| Instructions to follow |
Spot each line that carries the word "components"; copy those lines.

| Data segment |

%%

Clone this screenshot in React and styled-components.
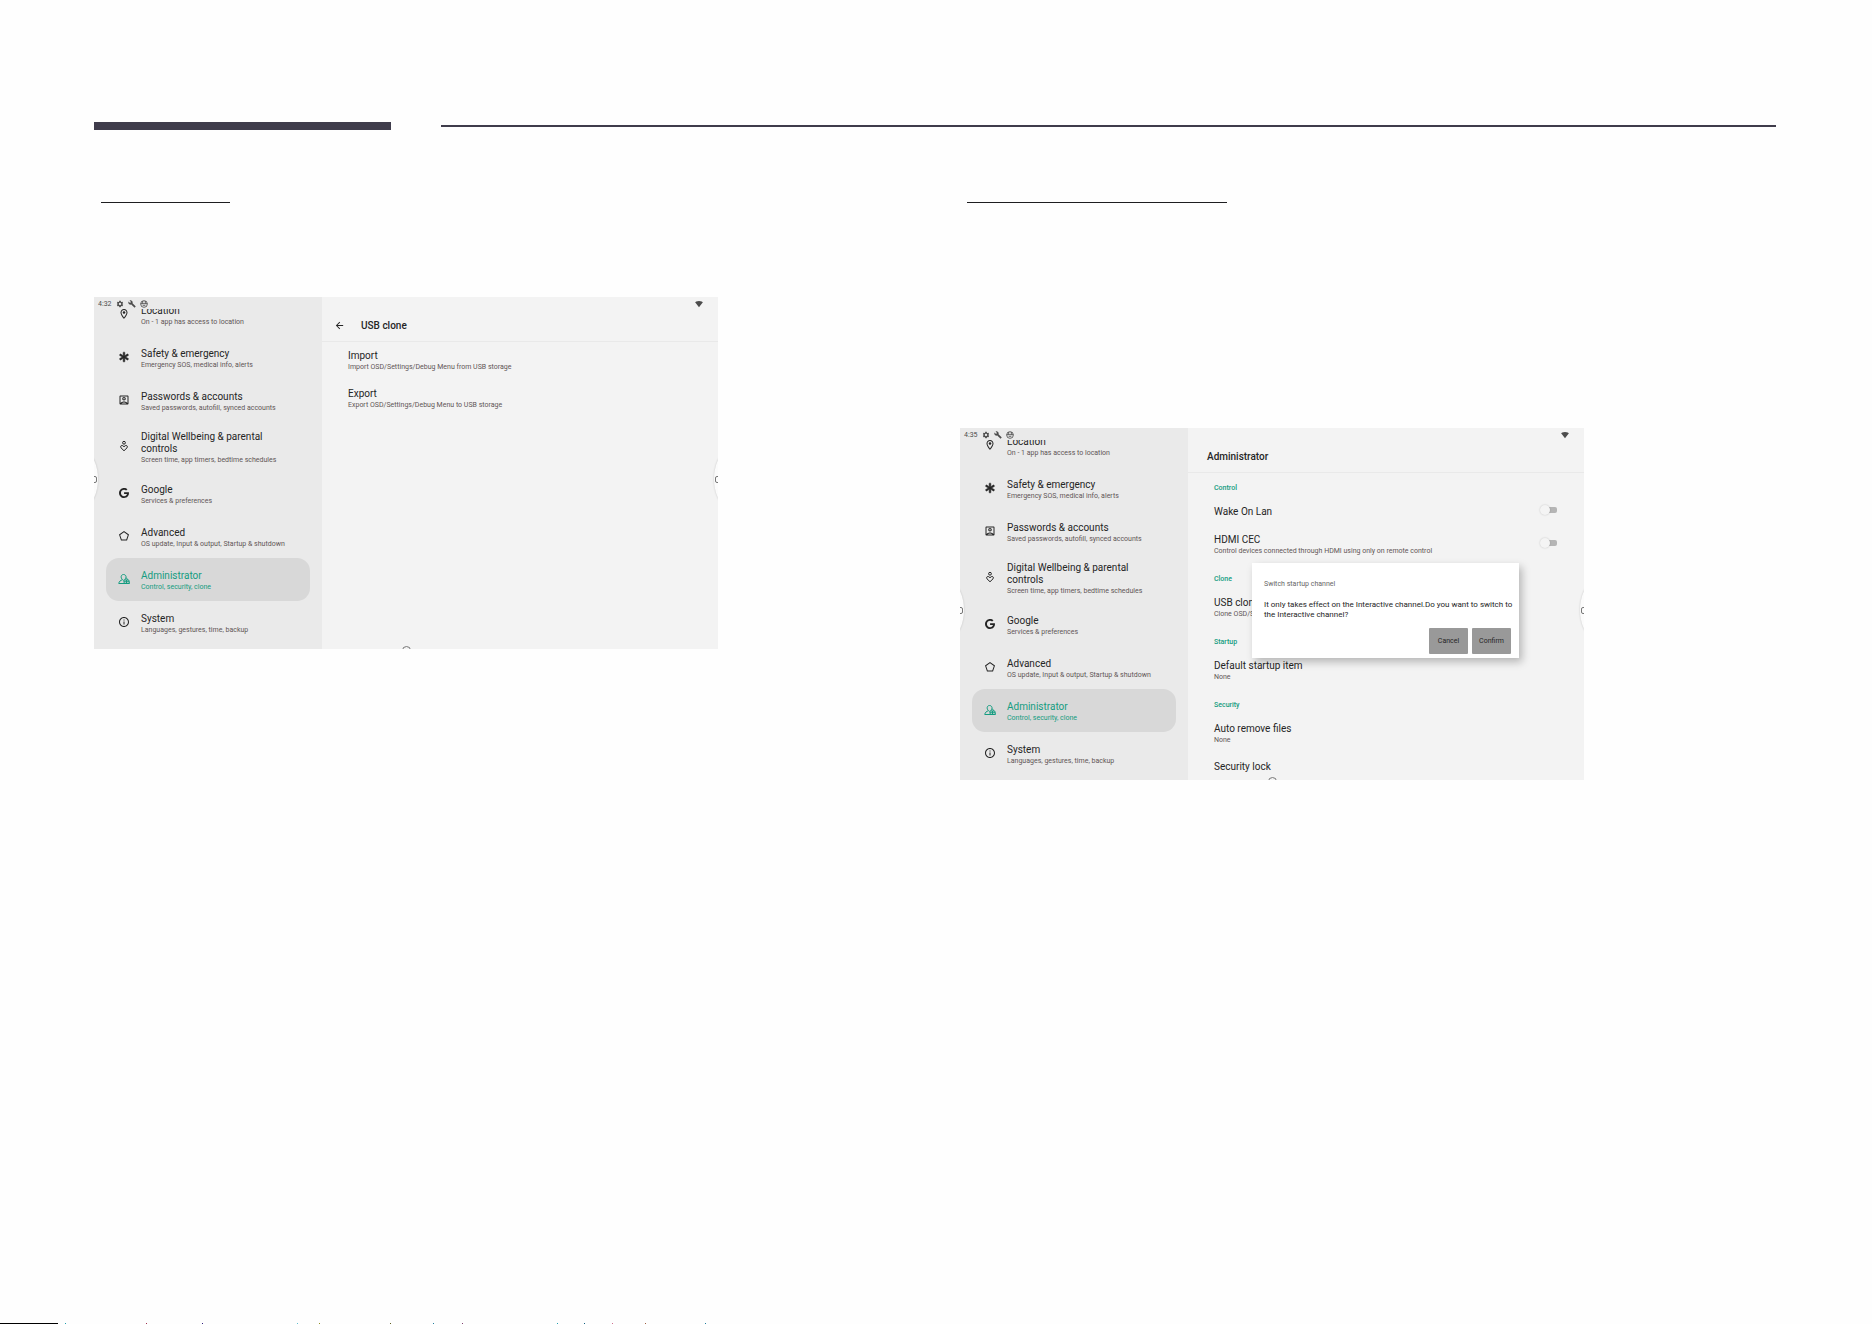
import React from 'react';
import styled, { createGlobalStyle } from 'styled-components';
import {
  MdArrowBack,
  MdBuild,
  MdInfoOutline,
  MdOutlineAccountBox,
  MdOutlineLocationOn,
  MdOutlinePentagon,
  MdSettings,
  MdSignalWifi4Bar,
} from 'react-icons/md';
import { FaAsterisk, FaGoogle } from 'react-icons/fa';

const colors = {
  slate: '#3f3c4b',
  rule: '#1e1e20',
  sidebar: '#eaeaea',
  selected: '#d8d8d8',
  surface: '#f3f3f3',
  divider: '#e9e9e9',
  text: '#252525',
  muted: '#5f5656',
  status: '#4c4c4c',
  accent: '#149c80',
};

const GlobalStyle = createGlobalStyle`
  * {
    box-sizing: border-box;
  }

  body {
    margin: 0;
    background: #fefefe;
    font-family: Roboto, 'Noto Sans', sans-serif;
    color: ${colors.text};
  }
`;

const Page = styled.main`
  position: relative;
  min-height: 100vh;
  padding: 122px 96px 0 94px;
  overflow: hidden;
`;

const PageHeader = styled.header`
  display: flex;
  align-items: center;
  gap: 50px;
  height: 8px;
`;

const ThickRule = styled.div`
  width: 297px;
  height: 8px;
  background: ${colors.slate};
`;

const ThinRule = styled.div`
  flex: 1;
  height: 2px;
  background: ${colors.slate};
`;

const Columns = styled.div`
  display: grid;
  grid-template-columns: 1fr 1fr;
  gap: 50px;
  padding-top: 72px;
`;

const Column = styled.section`
  min-width: 0;
`;

const HeadingRule = styled.div`
  width: ${(p) => p.$width};
  height: 1px;
  margin-left: 7px;
  margin-bottom: ${(p) => p.$space};
  background: ${colors.rule};
`;

const Screen = styled.div`
  position: relative;
  display: flex;
  width: 100%;
  max-width: 624px;
  aspect-ratio: 624 / 352;
  overflow: hidden;
  background: ${colors.surface};
`;

const Sidebar = styled.div`
  display: flex;
  flex-direction: column;
  flex: 0 0 228px;
  background: ${colors.sidebar};
`;

const StatusBar = styled.div`
  display: flex;
  align-items: center;
  flex: 0 0 12px;
  gap: 4px;
  padding: 2px 0 0 4px;
  font-size: 7px;
  line-height: 10px;
  color: ${colors.status};

  svg {
    width: 8px;
    height: 8px;
  }
`;

const NavClip = styled.nav`
  flex: 1;
  min-height: 0;
  overflow: hidden;
`;

const NavList = styled.ul`
  margin: -16px 12px 0;
  padding: 0;
  list-style: none;
`;

const NavLink = styled.a`
  display: flex;
  align-items: center;
  gap: 11px;
  min-height: 43px;
  padding: 7px 12px;
  border-radius: 13px;
  background: ${(p) => (p.$active ? colors.selected : 'transparent')};
  color: ${(p) => (p.$active ? colors.accent : colors.text)};
  text-decoration: none;

  svg {
    flex: none;
    width: 12px;
    height: 12px;
    margin-bottom: 2px;
  }
`;

const NavText = styled.span`
  display: block;
  min-width: 0;
  padding-top: 2px;
`;

const ItemTitle = styled.span`
  display: block;
  font-size: 10px;
  line-height: 12px;
`;

const ItemSummary = styled.span`
  display: block;
  font-size: 7px;
  line-height: 10px;
  white-space: nowrap;
  color: ${(p) => (p.$active ? colors.accent : colors.muted)};
`;

const Content = styled.div`
  position: relative;
  flex: 1;
  min-width: 0;
`;

const WifiBar = styled.div`
  display: flex;
  align-items: center;
  justify-content: flex-end;
  height: 12px;
  padding: 1px 15px 0 0;
  color: ${colors.status};

  svg {
    width: 8px;
    height: 8px;
  }
`;

const TitleBar = styled.div`
  display: flex;
  align-items: center;
  gap: 16px;
  height: 33px;
  padding-top: 1px;
  padding-left: ${(p) => (p.$back ? '12px' : '19px')};
  border-bottom: 1px solid ${colors.divider};
`;

const BackButton = styled.button`
  display: flex;
  padding: 0;
  border: 0;
  background: none;
  color: ${colors.text};

  svg {
    width: 11px;
    height: 11px;
  }
`;

const ScreenTitle = styled.h2`
  margin: 0;
  font-size: 10px;
  font-weight: 500;
  line-height: 12px;
`;

const Category = styled.h3`
  margin: 0;
  padding: 11px 26px 6px;
  font-size: 7px;
  font-weight: 500;
  line-height: 8px;
  color: ${colors.accent};
`;

const Preference = styled.div`
  display: flex;
  align-items: center;
  justify-content: space-between;
  padding: 8px 27px 8px 26px;
`;

const Switch = styled.input`
  appearance: none;
  position: relative;
  width: 17px;
  height: 10px;
  margin: -1px 0 3px;

  &::before {
    content: '';
    position: absolute;
    inset: 2px 0 2px 5px;
    border-radius: 2px;
    background: #b5b5b5;
  }

  &::after {
    content: '';
    position: absolute;
    top: 0;
    left: 0;
    width: 10px;
    height: 10px;
    border-radius: 50%;
    background: #f4f4f4;
    box-shadow: 0 0 2px rgba(0, 0, 0, 0.2);
  }
`;

const Dialog = styled.div`
  position: absolute;
  top: 135px;
  left: 64px;
  right: 65px;
  padding: 16px 4px 4px 12px;
  background: #fff;
  box-shadow: 3px 4px 8px rgba(0, 0, 0, 0.25);
`;

const DialogTitle = styled.h4`
  margin: 0 0 11px;
  font-size: 7px;
  font-weight: 400;
  line-height: 10px;
  color: #666;
`;

const DialogMessage = styled.p`
  margin: 0 0 8px;
  font-size: 8px;
  line-height: 10px;
`;

const DialogActions = styled.div`
  display: flex;
  justify-content: flex-end;
  gap: 4px;
  padding-right: 4px;
`;

const DialogButton = styled.button`
  width: 39px;
  height: 26px;
  padding: 0;
  border: 0;
  border-radius: 1px;
  background: #999;
  color: #252525;
  font-family: inherit;
  font-size: 7px;
`;

// Round tabs that peek in from the left and right edges of the screen.
const EdgeHandle = styled.span`
  position: absolute;
  top: 157px;
  ${(p) => p.$side}: -20px;
  display: flex;
  align-items: center;
  justify-content: ${(p) => (p.$side === 'left' ? 'flex-end' : 'flex-start')};
  width: 24px;
  height: 50px;
  padding: 0 1px;
  border-radius: 50%;
  background: #fbfbfb;
  box-shadow: 0 0 2px rgba(0, 0, 0, 0.2);

  &::after {
    content: '';
    width: 4px;
    height: 5px;
    border: 1px solid #777;
    border-radius: 2px;
  }
`;

const BottomHandle = styled.span`
  position: absolute;
  bottom: -6px;
  left: 50%;
  width: 9px;
  height: 9px;
  margin-left: -4px;
  border: 1px solid #777;
  border-radius: 50%;
`;

const FooterMarks = styled.svg`
  position: absolute;
  bottom: 0;
  left: 0;
`;

const WellbeingIcon = () => (
  <svg viewBox="0 0 24 24" fill="none" stroke="currentColor" strokeWidth="2">
    <circle cx="12" cy="5.5" r="2.8" />
    <path d="M12 21.5 6 15.7c-2.3-2.6.7-6.2 3.6-4.3L12 13.5l2.4-2.1c2.9-1.9 5.9 1.7 3.6 4.3z" />
  </svg>
);

const AdministratorIcon = () => (
  <svg viewBox="0 0 24 24" fill="none" stroke="currentColor" strokeWidth="2">
    <path d="M9 13.500C5 14.500 2 17 1.500 21H23" />
    <path d="M9 13.500C4.500 9 6 3 11 3c4 0 6 3.500 4.800 7" />
    <path d="M12.500 21l-1-7h10l1.500 7M12 17.500h10.500M14 14v-1c0-3.500 5-3.500 5 0v1M17 14v7" />
  </svg>
);

const GlobeIcon = () => (
  <svg viewBox="0 0 24 24" fill="none" stroke="currentColor" strokeWidth="2.5">
    <circle cx="12" cy="12" r="10" />
    <path d="M2 11h20M8 3v8M16 3v8M8 16h8" />
  </svg>
);

const navItems = [
  {
    title: 'Location',
    summary: 'On - 1 app has access to location',
    icon: <MdOutlineLocationOn />,
  },
  {
    title: 'Safety & emergency',
    summary: 'Emergency SOS, medical info, alerts',
    icon: <FaAsterisk viewBox="-60 -60 632 632" stroke="currentColor" strokeWidth="30" />,
  },
  {
    title: 'Passwords & accounts',
    summary: 'Saved passwords, autofill, synced accounts',
    icon: <MdOutlineAccountBox />,
  },
  {
    title: 'Digital Wellbeing & parental controls',
    summary: 'Screen time, app timers, bedtime schedules',
    icon: <WellbeingIcon />,
  },
  {
    title: 'Google',
    summary: 'Services & preferences',
    icon: <FaGoogle viewBox="-50 -20 588 552" />,
  },
  {
    title: 'Advanced',
    summary: 'OS update, Input & output, Startup & shutdown',
    icon: <MdOutlinePentagon />,
  },
  {
    title: 'Administrator',
    summary: 'Control, security, clone',
    icon: <AdministratorIcon />,
    active: true,
  },
  {
    title: 'System',
    summary: 'Languages, gestures, time, backup',
    icon: <MdInfoOutline />,
  },
];

const footerDots = [
  [65, '#20a0b0'],
  [146, '#a03050'],
  [202, '#302080'],
  [297, '#60c0d0'],
  [319, '#909020'],
  [390, '#606020'],
  [433, '#2080a0'],
  [462, '#804070'],
  [557, '#20a0b0'],
  [584, '#106080'],
  [612, '#d07090'],
  [645, '#a06040'],
  [705, '#2080a0'],
];

const SettingsSidebar = ({ time }) => (
  <Sidebar>
    <StatusBar>
      <span>{time}</span>
      <MdSettings />
      <MdBuild />
      <GlobeIcon />
    </StatusBar>
    <NavClip>
      <NavList>
        {navItems.map((item) => (
          <li key={item.title}>
            <NavLink href="#" $active={item.active}>
              {item.icon}
              <NavText>
                <ItemTitle>{item.title}</ItemTitle>
                <ItemSummary $active={item.active}>{item.summary}</ItemSummary>
              </NavText>
            </NavLink>
          </li>
        ))}
      </NavList>
    </NavClip>
  </Sidebar>
);

const PreferenceRow = ({ title, summary, toggle }) => (
  <Preference as={toggle ? 'label' : 'div'}>
    <span>
      <ItemTitle>{title}</ItemTitle>
      {summary && <ItemSummary>{summary}</ItemSummary>}
    </span>
    {toggle && <Switch type="checkbox" />}
  </Preference>
);

const SettingsScreen = ({ time, title, back, children }) => (
  <Screen>
    <SettingsSidebar time={time} />
    <Content>
      <WifiBar>
        <MdSignalWifi4Bar />
      </WifiBar>
      <TitleBar $back={back}>
        {back && (
          <BackButton type="button" aria-label="Back">
            <MdArrowBack />
          </BackButton>
        )}
        <ScreenTitle>{title}</ScreenTitle>
      </TitleBar>
      {children}
    </Content>
    <EdgeHandle $side="left" />
    <EdgeHandle $side="right" />
    <BottomHandle />
  </Screen>
);

const App = () => {
  return (
    <>
      <GlobalStyle />
      <Page>
        <PageHeader>
          <ThickRule />
          <ThinRule />
        </PageHeader>

        <Columns>
          <Column>
            <HeadingRule $width="129px" $space="94px" />
            <SettingsScreen time="4:32" title="USB clone" back>
              <PreferenceRow
                title="Import"
                summary="Import OSD/Settings/Debug Menu from USB storage"
              />
              <PreferenceRow
                title="Export"
                summary="Export OSD/Settings/Debug Menu to USB storage"
              />
            </SettingsScreen>
          </Column>

          <Column>
            <HeadingRule $width="260px" $space="225px" />
            <SettingsScreen time="4:35" title="Administrator">
              <Category>Control</Category>
              <PreferenceRow title="Wake On Lan" toggle />
              <PreferenceRow
                title="HDMI CEC"
                summary="Control devices connected through HDMI using only on remote control"
                toggle
              />
              <Category>Clone</Category>
              <PreferenceRow title="USB clone" summary="Clone OSD/Settings" />
              <Category>Startup</Category>
              <PreferenceRow title="Default startup item" summary="None" />
              <Category>Security</Category>
              <PreferenceRow title="Auto remove files" summary="None" />
              <PreferenceRow title="Security lock" />

              <Dialog role="dialog" aria-labelledby="dialog-title">
                <DialogTitle id="dialog-title">Switch startup channel</DialogTitle>
                <DialogMessage>
                  It only takes effect on the Interactive channel.Do you want to switch to
                  the Interactive channel?
                </DialogMessage>
                <DialogActions>
                  <DialogButton type="button">Cancel</DialogButton>
                  <DialogButton type="button">Confirm</DialogButton>
                </DialogActions>
              </Dialog>
            </SettingsScreen>
          </Column>
        </Columns>

        <FooterMarks width="720" height="1">
          <rect width="58" height="1" fill="#000" />
          {footerDots.map(([x, fill]) => (
            <rect key={x} x={x} width="1" height="1" fill={fill} />
          ))}
        </FooterMarks>
      </Page>
    </>
  );
};

export default App;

%%

| Written solution |
Clone this screenshot in React and styled-components.
import styled, { createGlobalStyle } from 'styled-components';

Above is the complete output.